How would you describe your relationship with Belichick? Kindred spirits?

I think it's pretty great. Bill is Bill. Everybody thinks he has a straight face, but he smiles—and he might throw a joke here and there. It's fine. He's fine to me. He says how he wants his rules to be and how he wants to run a team, and everybody abides by them. But at the same time I think he lets us be who we are. That's why we are so successful at what we do. We talk trash in the middle of plays, Bill just sits and listens. Whatever it may be, every head coach has to have a structure that he goes by. But, personally, Bill's fine. We joke sometimes. Don't really talk about the past—we talk about what can we accomplish as a team and what can we do now.

Have you had a cool interaction with Belichick?

Not really. When I met with him and Mr. Kraft it was just more so, “What do you think? We want to hear about your thoughts about coming here. We both have a lot of history playing against each other, we really think highly of you and respect what you do, but how do you feel?” I told them how I felt, I respected them and I'm happy to be sitting here now having a conversation about me being a part of the organization. It was perfectly fine. It wasn't really that much football talk. It was here and there, but I was talking to Mr. Kraft mostly. I was almost in awe because I'm sitting there with Bill, and he's talking about the past stuff that he’s been through, like being with the Giants, and we were just talking about his whole career and how Mr. Kraft was involved as an owner. It was pretty great just to hear some of the things they were talking about.

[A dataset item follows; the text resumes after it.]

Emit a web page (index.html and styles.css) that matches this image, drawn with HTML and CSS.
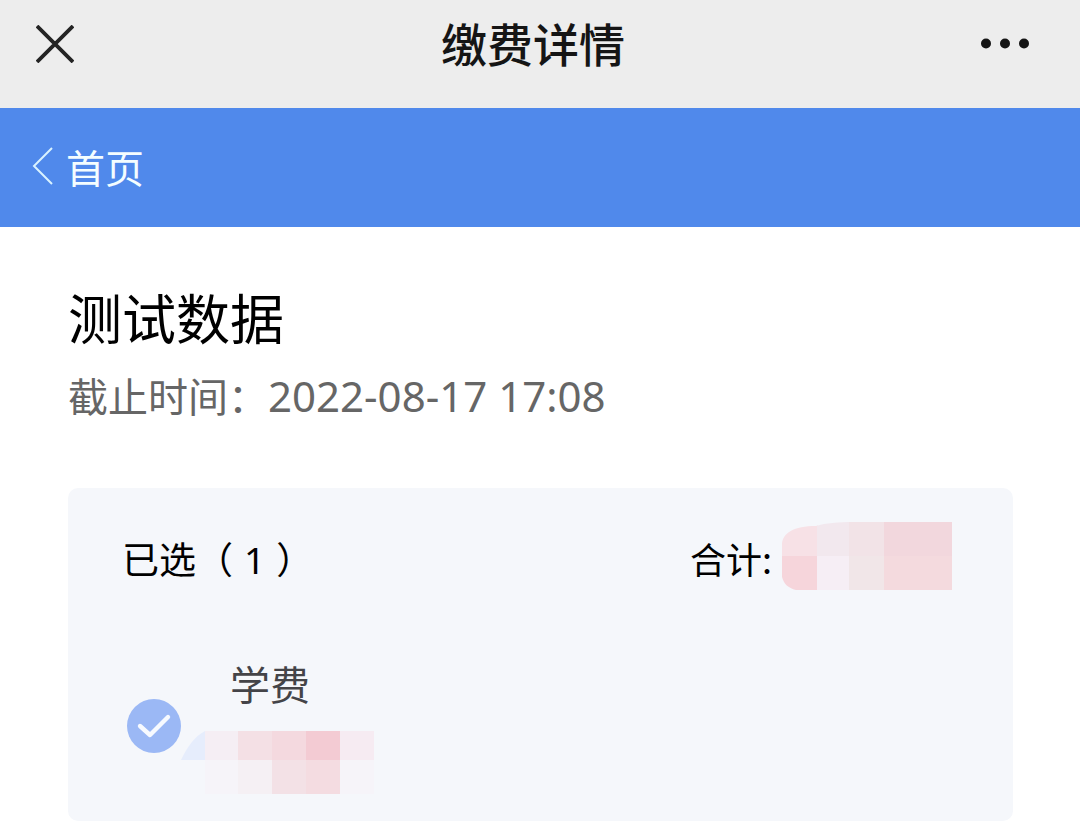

Many people, including myself, have viewed you as the ultimate NFL mercenary because you’re one of the few non-quarterbacks to maximize your value. Fair or unfair?

Everybody has an opinion. Some may view it as him having leverage, and he does well with that leverage. Some may look at it as he's overpaid. There are a million things that can be said. The only thing I look at is, you get paid for what you do on the field. Everybody. It's the Tom Bradys, Peyton Mannings, and it goes down the line. That's all I ask for. At the end of the day it's negotiations. You go back and forth, we come to a common ground, and everybody's happy. That's how you look at it. I just focus on what I need to do and not worry about it.

Why has maximizing your value been important to you? Is it still important?

Well, I think it should be important to every player that plays this game. You get paid for what you do. Calvin Johnson is one of the best receivers in the league, and he gets a huge paycheck, and that's great, he should. I mean, the dude is 6-5, runs a 4.32 40, nobody cannot watch him. He's usually getting double-teamed, he's still coming down with balls. You get paid for how you perform, and that's how you look at it. And it's leverage. You have to use your leverage when you have it because that window is going to close sooner or later. That's with anybody.

You're an assistant NFLPA rep, so in essence you work for DeMaurice Smith. But your uncle, Sean Gilbert, is going to be running against him. How do you deal with that?

I’m taking it in stride, man. It's something new for me, and I think it's just me growing as a player and what I've been through and seeing other guys going through their situations as well. And the league as well, going through our situations like the new CBA. So it's something new. I'm not the head guy [Matthew Slater is], but at the same time, yes, I work for De Smith and I'm not picking sides. It is what it is. I can't make a prediction on who gets the job in the future.

Will you be campaigning for your uncle?

I can't say that either. I can't make a prediction on that. My uncle's doing that, I'm proud he's doing that, and I have to support my uncle. But at the same time I work for De Smith and I have to support what De Smith is doing now, too.

Revis going up against Colts wideout Reggie Wayne in November. (David E. Klutho/Sports Illustrated/The MMQB) Revis going up against Colts wideout Reggie Wayne in November. (David E. Klutho/Sports Illustrated/The MMQB)

What's it like to play bump-and-run coverage the way that you do and stick with the NFL’s best receives like Velcro? Are you the league’s best cornerback?

I think it's great to play bump and run. You just smother the receiver. It's kind of tough, because of the new rules and where we're at today playing the game, so you have to use certain techniques or certain tactics to cover some of the best receivers in the world. I love it. I love to do it. I've been playing corner since I was 7 years old, so I just love the challenge. Am I the best? I'm past that; I'm over that question. Everybody has their own opinions, man. There are some great corners out there: Richard Sherman, Patrick Peterson, Joe Haden. I support them all. It's a movement, and it's great to have a bunch of corners that can cover. At one point it wasn't. After the Deions and Darrell Greens, after the Champ Baileys and Charles Woodsons, it kind of fell off after those guys. Now it's great to have a group of corners that can bring that talk back up—cover corners are the top corners in the league.

You play with extraordinary footwork and balance, and anyone who has ever watched you knew you wouldn't have trouble adjusting to the new rules. How much of that is just natural, and how much is from hard work?

I've been put at the position since I was 7, and I could have been put anywhere. I don't know, it's just being comfortable with the position. And then seeing formations and route trees and route combinations all the time, you kind of grasp that—especially when you're studying film. OK, they're doing this, I know this, I know the tell now. It's all mental when you can place yourself sometimes and just knowing routes like, He's going to be here, so I'm going bait it for a second and then I'm going to end up beating him to the route. It's just playing a chess game out there as much as you can. And it's from experience. Trust me, I've had touchdowns scored on me. I try to keep that to a minimum, but you learn from your mistakes and grow. Just like some of the best, like Tom and Peyton and those guys, you learn. Sometimes you might jump a route and they might not throw the ball, and you're like, “I’ve been studying that all week and they just didn't throw it! Why?!” So it goes both ways. But at the same time, if you continue to just play consistent and stay on top of your game and maintain that, you'll be fine.